Yet if we say no to the unjust means of torture, then what about killing another human being in an effort to bring about a just situation? St. Cyprian, Epistle 1.6 says, "Homicidium quum admittunt singuli, crimen est, virtus vocatur publice geritur. Inpunitatem sceleribus acquirit non innocentiae ratio, sed saevitiae magnitudo." "When individuals take a human life it is called a crime. It is called a virtue when it is done publicly. It is not a reason of innocence that obtains impunity for crimes, but the magnitude of their savagery."These are good questions, and I'd like to discuss them here.
The discussion of torture leads us to discussions about taking a life in execution or on the battlefield. What acts of violence can be justified? When can they be justified? Where can they be justified?
How are we to square torture, even if it leads to information that results in a moral good, with Jesus' admonition to turn the other cheek and to do good to our enemies?
To begin with, the Catechism of the Catholic Church's section on the fifth commandment discusses in detail both the issue of self-defense, and the state's duty to preserve the common good. While the Catechism points out that the use of the death penalty should be rare and should be limited to those times when "...this is the only practicable way to defend the lives of human beings effectively against the aggressor...." (CCC 2267), many Catholics will find themselves disagreeing, not about the Church's teachings on the death penalty, but on merely prudential matters: e.g., is this particular case or this particular death sentence just or not. In terms of self-defence, things are more clear-cut: an agressor does not have the right to harm or kill us, and we have the right to defend ourselves from his aggression even when this means taking his life (which should not be done if lesser means of defense will suffice).
In talking about these matters, though, I think it is necessary to go beyond the merely legal (that is, what the Church allows) and toward the deeper Christian principles at work. We are to love our enemies, and pray for our persecutors; this has never been an easy task, but it has never been abrogated, and there are no exceptions to the rule.
One of the works of mercy, for instance, is to visit the imprisoned; Jesus did not say "...except for those who might be guilty, or who attacked our nation, or who are terrorists," and so on. The Christian is challenged to see the image of God, the presence of Christ, in the most terrible of criminals, and to recognize that no one ever born has been completely beyond the mercy of God while he yet lived. While not every person is called to enter into prison ministry, we are all supposed to remember that the man or woman behind bars is still our brother or sister, and to pray for them and refuse to participate in speech or conversation that dehumanizes them or makes their crimes and guilt an excuse to treat them as mere animals in a cage.
The reason that torture is different from lawful incarceration and punishment is precisely because the victim is being treated as less than fully human.
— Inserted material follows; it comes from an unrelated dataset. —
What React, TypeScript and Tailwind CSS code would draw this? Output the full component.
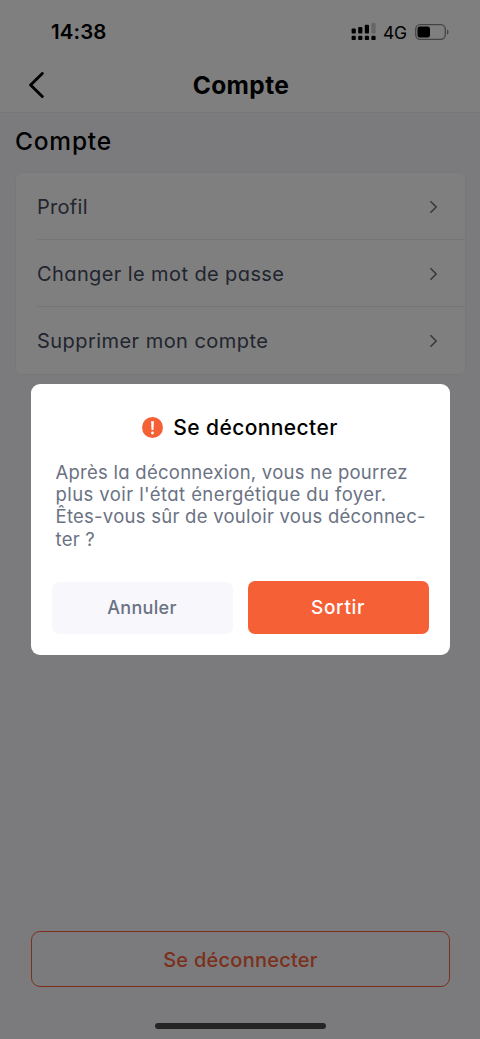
interface RowProps { label: string; spacing: string; last?: boolean; }

const rows: RowProps[] = [
  { label: "Profil", spacing: "tracking-[0.3px]" },
  { label: "Changer le mot de passe", spacing: "tracking-[0.4px]" },
  { label: "Supprimer mon compte", spacing: "tracking-[0.45px]", last: true },
];

const StatusBar = () => (
  <div className="h-[58px] pl-[51px] pr-[31px] pt-[6px] flex items-center justify-between text-black">
    <span className="text-[20.5px] font-semibold tracking-[0.1px]">14:38</span>
    <div className="flex items-center">
      <svg width="25" height="18" viewBox="0 0 25 18">
        <rect x="0.6" y="5.5" width="4.2" height="5" rx="1" />
        <rect x="7.2" y="4" width="4.2" height="6.5" rx="1" />
        <rect x="13.8" y="1.8" width="4.2" height="8.7" rx="1" />
        <rect x="20.4" y="0" width="4.2" height="10.5" rx="1" fill="#cccccc" />
        <rect x="0.6" y="12.7" width="4.2" height="4.4" rx="1.2" />
        <rect x="7.2" y="12.7" width="4.2" height="4.4" rx="1.2" />
        <rect x="13.8" y="12.7" width="4.2" height="4.4" rx="1.2" />
        <rect x="20.4" y="12.7" width="4.2" height="4.4" rx="1.2" />
      </svg>
      <span className="ml-[7px] w-[32px] pt-[2px] text-[17.5px] tracking-[-0.2px]">4G</span>
      <svg width="34" height="16" viewBox="0 0 34 16">
        <rect x="0.7" y="0.7" width="29.6" height="14.6" rx="4.5" fill="none" stroke="#898989" strokeWidth="1.3" />
        <rect x="2.5" y="2.5" width="12.5" height="11" rx="2.3" />
        <path d="M32 5.4c2 .9 2 4.3 0 5.2z" fill="#898989" />
      </svg>
    </div>
  </div>
);

const Row = ({ label, spacing, last }: RowProps) => (
  <div className="pl-[21px] h-[67px] flex">
    <div className={`flex-1 flex items-center justify-between pr-[27px] ${last ? "" : "pt-px border-b border-[#eaeaf0]"}`}>
      <span className={`text-[20px] text-[#434a5c] ${spacing}`}>{label}</span>
      <svg width="9" height="14" viewBox="0 0 9 14" fill="none" stroke="#6a6f7b" strokeWidth="1.5">
        <path d="M1.4 1.2L7.2 7l-5.8 5.8" />
      </svg>
    </div>
  </div>
);

const LogoutDialog = () => (
  <div className="absolute inset-0 bg-black/50 flex items-center justify-center">
    <div className="w-[419px] h-[271px] bg-white rounded-[9px] px-[21px] pt-[28px] pb-[21px] flex flex-col">
      <div className="h-[30px] flex items-center justify-center gap-[10px]">
        <svg width="21" height="21" viewBox="0 0 21 21">
          <circle cx="10.5" cy="10.5" r="10.5" fill="#f66036" />
          <path d="M9.1 4.3h2.8l-.45 8.8h-1.9z" fill="#fff" />
          <circle cx="10.5" cy="16" r="1.4" fill="#fff" />
        </svg>
        <h2 className="pt-[2px] text-[21px] font-medium text-black tracking-[0.4px]">Se déconnecter</h2>
      </div>
      <p className="mt-[19px] pl-[4px] text-[18.5px] leading-[22.2px] text-[#6a7283] whitespace-nowrap tracking-[0.26px]">
        Après la déconnexion, vous ne pourrez<br />
        <span className="tracking-[0.42px]">plus voir l'état énergétique du foyer.</span><br />
        Êtes-vous sûr de vouloir vous déconnec-<br />
        ter ?
      </p>
      <div className="mt-auto flex items-center gap-[15px]">
        <button className="flex-1 h-[52px] rounded-[7px] bg-[#f7f7fc] text-[#6a7283] text-[18px] font-medium tracking-[0.3px]">Annuler</button>
        <button className="flex-1 h-[53px] pt-[2px] rounded-[7px] bg-[#f66036] text-white text-[19px] font-medium tracking-[0.65px]">Sortir</button>
      </div>
    </div>
  </div>
);

const App = () => (
  <div className="relative w-[480px] h-[1039px] overflow-hidden bg-[#f7f7fc] flex flex-col font-['Inter','Liberation_Sans',sans-serif] [font-feature-settings:'cv11']">
    <header className="h-[113px] bg-white border-b border-[#eeeef4]">
      <StatusBar />
      <div className="h-[54px] flex items-center px-[28px]">
        <svg width="18" height="26" viewBox="0 0 18 26" fill="none" stroke="#000" strokeWidth="2.9" strokeLinecap="round" strokeLinejoin="round">
          <path d="M14.3 1.5L2.6 13l11.7 11.5" />
        </svg>
        <h1 className="flex-1 pt-px pr-[16px] text-center text-[24.5px] font-bold text-black tracking-[0.4px]">Compte</h1>
      </div>
    </header>
    <main className="flex-1 flex flex-col px-[15px] pt-[12px]">
      <h2 className="h-[34px] leading-[33px] text-[24.5px] font-medium text-black tracking-[0.8px]">Compte</h2>
      <section className="mt-[13px] w-[451px] bg-white rounded-[7px] border border-[#f1f1f6]">
        {rows.map((r) => <Row key={r.label} {...r} />)}
      </section>
      <button className="mt-auto mx-[16px] w-[419px] h-[56px] pt-px shrink-0 rounded-[9px] border-[1.5px] border-[#f66036] text-[#f66036] text-[20px] font-medium tracking-[0.25px]">Se déconnecter</button>
      <div className="mt-[36px] mb-[10px] w-[171px] h-[6px] shrink-0 self-center rounded-full bg-[#4a4a4a]" />
    </main>
    <LogoutDialog />
  </div>
);

export default App;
It is "okay" to simulate drowning, chain him up in a cell that is being kept at 38 degrees Fahrenheit, threaten to kill his family in front of him, and otherwise engage in behaviors designed to cause him pain and fear because he's not a real person, not someone like us; he's just a filthy terrorist, or a dirty criminal, or a member of a racial group we want to exterminate...it doesn't take long to get to that point.
None of this is to minimize the very real damage terrorists have done and continue to do. But lawful punishment for crime does not include inflicting pain and terror on those in our custody who have not even stood trial for what they might or might not have done. And lawful punishment is restricted to the good act of removing from society those who have harmed the social order; it is not lawful to reduce the person in custody to the status of a non-person and to treat him as we would never wish any person we cared about to be treated.
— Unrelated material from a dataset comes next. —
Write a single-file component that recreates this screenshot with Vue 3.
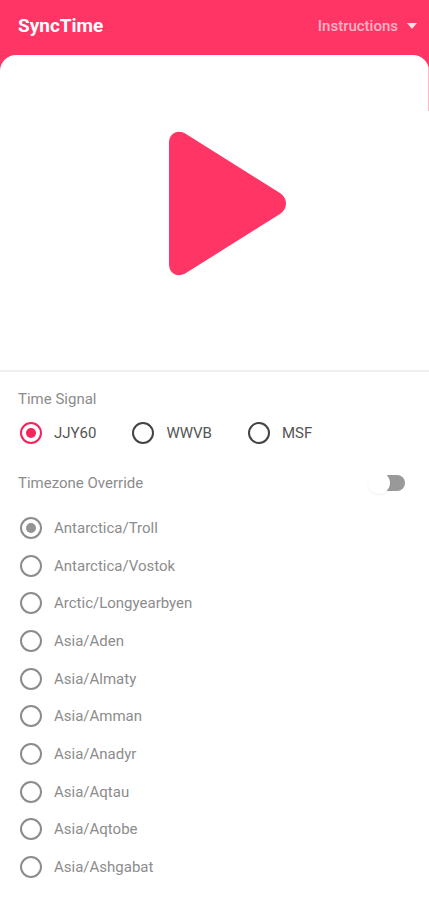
<script setup>
import { ref } from 'vue'

const signals = ['JJY60', 'WWVB', 'MSF']
const zones = [
  'Antarctica/Troll',
  'Antarctica/Vostok',
  'Arctic/Longyearbyen',
  'Asia/Aden',
  'Asia/Almaty',
  'Asia/Amman',
  'Asia/Anadyr',
  'Asia/Aqtau',
  'Asia/Aqtobe',
  'Asia/Ashgabat',
]

const signal = ref('JJY60')
const zone = ref('Antarctica/Troll')
const override = ref(false)
</script>

<template>
  <div class="app">
    <header class="bar">
      <h1 class="title">SyncTime</h1>
      <button class="instructions" type="button">
        <span>Instructions</span>
        <svg class="caret" viewBox="0 0 10 6" aria-hidden="true">
          <path d="M0 0H10L5 6Z" />
        </svg>
      </button>
    </header>

    <main class="sheet">
      <section class="hero">
        <button class="play" type="button" aria-label="Play">
          <svg viewBox="0 0 119 146" aria-hidden="true">
            <path d="M1 12C1 2 10 -2 18 3L112 62C120 67 120 78 112 83L18 142C10 147 1 143 1 133Z" />
          </svg>
        </button>
      </section>

      <section class="settings">
        <h2 id="signal-title" class="heading">Time Signal</h2>
        <div class="signals" role="radiogroup" aria-labelledby="signal-title">
          <label v-for="s in signals" :key="s" class="option">
            <input v-model="signal" class="radio" type="radio" name="signal" :value="s" />
            <span>{{ s }}</span>
          </label>
        </div>

        <label class="override">
          <span class="heading">Timezone Override</span>
          <input v-model="override" class="switch" type="checkbox" role="switch" />
        </label>

        <div class="zones" role="radiogroup" aria-label="Timezone">
          <label v-for="z in zones" :key="z" class="option muted">
            <input v-model="zone" class="radio" type="radio" name="zone" :value="z" />
            <span>{{ z }}</span>
          </label>
        </div>
      </section>
    </main>
  </div>
</template>

<style>
body {
  background: #ff3665;
}
</style>

<style scoped>
.app {
  display: flex;
  flex-direction: column;
  min-height: 100vh;
  font-family: Roboto, "Liberation Sans", sans-serif;
  font-size: 15px;
  line-height: 20px;
  color: #555;
}

.bar {
  display: flex;
  align-items: center;
  justify-content: space-between;
  box-sizing: border-box;
  height: 55px;
  padding: 0 12px 3px 18px;
}

.title {
  margin: 0;
  font-size: 19px;
  font-weight: 700;
  color: #fff;
}

.instructions {
  display: flex;
  align-items: center;
  gap: 9px;
  padding: 0;
  border: 0;
  background: none;
  font: inherit;
  font-weight: 500;
  color: #ffb3c5;
  cursor: pointer;
}

.caret {
  width: 10px;
  height: 6px;
  fill: #ffdbe4;
}

.sheet {
  position: relative;
  display: flex;
  flex: 1;
  flex-direction: column;
  border-radius: 16px 16px 0 0;
  background: #fff;
}

/* Edge of the page behind the sheet */
.sheet::after {
  content: "";
  position: absolute;
  top: 12px;
  right: 0;
  width: 1px;
  height: 44px;
  background: #ffb8c8;
}

.hero {
  display: flex;
  align-items: center;
  justify-content: center;
  box-sizing: border-box;
  height: 317px;
  padding: 0 0 18px 26px;
  border-bottom: 2px solid #f0f0f0;
}

.play {
  display: block;
  padding: 0;
  border: 0;
  background: none;
  cursor: pointer;
}

.play svg {
  display: block;
  width: 119px;
  height: 146px;
  fill: #ff3665;
}

.settings {
  display: flex;
  flex: 1;
  flex-direction: column;
  padding: 17px 24px 14px 18px;
}

.heading {
  margin: 0;
  font-size: 15px;
  font-weight: 400;
  color: #8c8c8c;
}

.signals {
  display: flex;
  gap: 36px;
  padding: 13px 2px 0;
}

.option {
  display: flex;
  align-items: center;
  gap: 12px;
  cursor: pointer;
}

.radio {
  display: grid;
  place-items: center;
  appearance: none;
  box-sizing: border-box;
  flex: none;
  width: 22px;
  height: 22px;
  margin: 0;
  border: 2px solid #444;
  border-radius: 50%;
}

.radio:checked {
  border-color: #f5245a;
}

.radio:checked::before {
  content: "";
  width: 10px;
  height: 10px;
  border-radius: 50%;
  background: #f5245a;
}

.override {
  display: flex;
  align-items: center;
  justify-content: space-between;
  padding: 29px 0 16px;
  cursor: pointer;
}

.switch {
  display: flex;
  align-items: center;
  appearance: none;
  width: 32px;
  height: 16px;
  margin: 0;
  border-radius: 8px;
  background: #999;
}

.switch::before {
  content: "";
  width: 22px;
  height: 22px;
  margin-left: -5px;
  flex: none;
  border-radius: 50%;
  background: #fff;
  box-shadow: 0 1px 2px rgba(0, 0, 0, 0.06);
}

.switch:checked {
  justify-content: flex-end;
  background: #ff9bb2;
}

.switch:checked::before {
  background: #ff3665;
}

.zones {
  display: flex;
  flex: 1;
  flex-direction: column;
  padding: 0 2px;
}

.zones .option {
  flex: 1 0 auto;
}

.muted {
  color: #8c8c8c;
}

.muted .radio {
  border-color: #8c8c8c;
}

.muted .radio:checked::before {
  background: #949494;
}
</style>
Some object here by saying, "Well, I wouldn't want my spouse or my child locked up in prison, either." That is true as a general principle. But suppose someone we loved was actually guilty of an act of terror--would we still insist they ought not be locked up? But on the other hand, would we still insist it was okay to subject them to waterboarding, cold cells, sleep deprivation, strappado, or other methods of "enhanced interrogation" if it were possible they knew about other terrorist plots? Could we even imagine accepting it as the legitimate role of any authority to treat someone we loved in this way?
We must love our enemies. We must love our neighbor as ourselves. And this is no less true when our enemy and neighbor is someone who hates us and would like to see our country attacked, and our people die in great number. We can't address that hatred with more hatred, with acts that remove from this person his very personhood. Not only does this violate the law of God, but it also creates an even greater likelihood that our enemy will grow to hate us even more than he already does.